Tandis que les médias répercutent les déclarations des porte parole de l’armée, la voix des Palestiniens est restée inaudible, au moins jusqu’au printemps 2024. Pendant des mois, les médias français ont mis en doute les chiffres de morts donnés par le ministère de la Santé du Hamas, et on sait aujourd’hui qu’ils ont été sous-estimés. Alors que des dizaines de journalistes palestiniens racontaient et filmaient le calvaire de leur peuple, « un génocide en direct » comme le disait l’avocate irlandaise qui défendait la proposition de l’Afrique du Sud sur le génocide devant la Cour internationale de justice, la plupart des médias refusaient de les relayer. Ce qui n’a pas empêché Israël de tuer plus d’une centaine de ces véritables héros. Le journal Orient XXI est l’un des rares en France à avoir un correspondant sur place. Rappelons aussi qu’Israël interdisait et interdit toujours aux journalistes occidentaux de se rendre à Gaza, ce qui a suscité peu de critiques des médias occidentaux. Et si le discours médiatique a en partie changé devant l’accumulation des crimes israéliens, il est souvent réduit désormais à la seule question humanitaire qui efface la dimension politique et les causes profondes de ce qui se passe : le refus de l’autodétermination du peuple palestinien.

D’autres voix ont pu heureusement percer grâce à Internet, sur lequel s’étend pourtant déjà l’ombre de la censure. Ainsi, en décembre 2023, Human Rights Watch publiait un rapport sur Meta la maison mère de Facebook et d’Instagram. « La censure par Meta de certains contenus en faveur de la Palestine est particulièrement nocive dans une période de terribles atrocités et de répression qui étouffent déjà les voix des Palestiniens », expliquait Deborah Brown directrice adjointe par intérim de la division Technologies et droits humains de HRW. « Les réseaux sociaux constituent une plateforme essentielle permettant aux gens de témoigner et de dénoncer les abus, alors que la censure par Meta contribue à l’effacement des souffrances des Palestiniens. »

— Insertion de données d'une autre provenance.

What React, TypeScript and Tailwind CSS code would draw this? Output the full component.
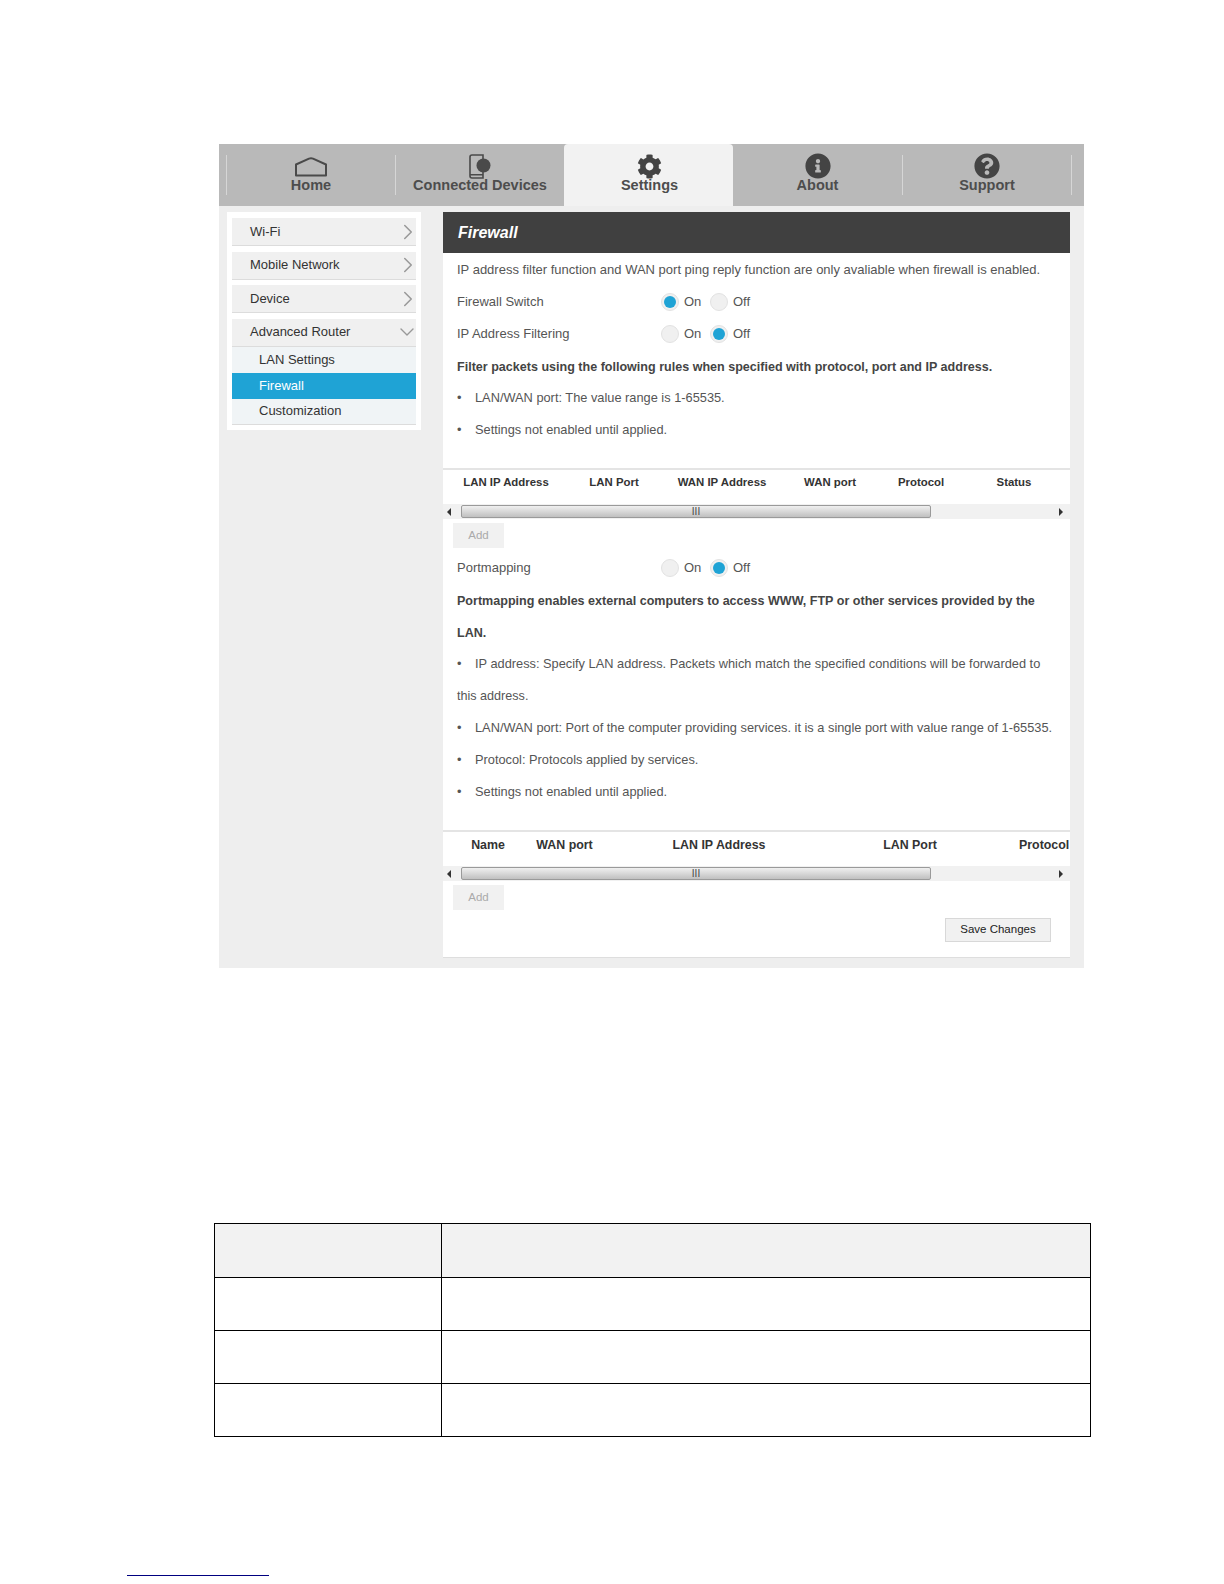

« Human Rights Watch a identifié six modèles clés de censure, chacun récurrent dans au moins une centaine de cas : suppressions de contenus ; suspension ou suppression de comptes ; incapacité d’interagir avec les contenus ; incapacité de suivre ou de marquer des comptes ; restrictions à l’utilisation de fonctionnalités telles qu’Instagram/Facebook Live ; et bannissement furtif », terme désignant une diminution significative de la visibilité des publications, des stories ou du compte d’un individu sans notification préalable. Dans plus de 300 cas, les utilisateurs n’ont pu faire appel de la suppression d’un contenu ou d’un compte en raison d’un dysfonctionnement du mécanisme prévu à cet effet, les privant de recours. TikTok a été incontestablement le réseau sur lequel le soutien à la Palestine a pu s’exprimer le plus librement. C’est une des raisons pour lesquelles les États-Unis cherchent à l’interdire, comme le reconnaît un sénateur américain républicain Mitt Rodney [1].

Cette pensée unique qui s’est imposée dans les médias français a pu être combattue grâce à quelques voix indépendantes – Orient XXI, Le Média, Blast, Acrimed, Arrêt sur images, L’Humanité, et j’en oublie sûrement. Il est aussi de notre responsabilité dans le combat contre la guerre génocidaire menée contre Gaza de les faire connaître, de les diffuser, de les aider.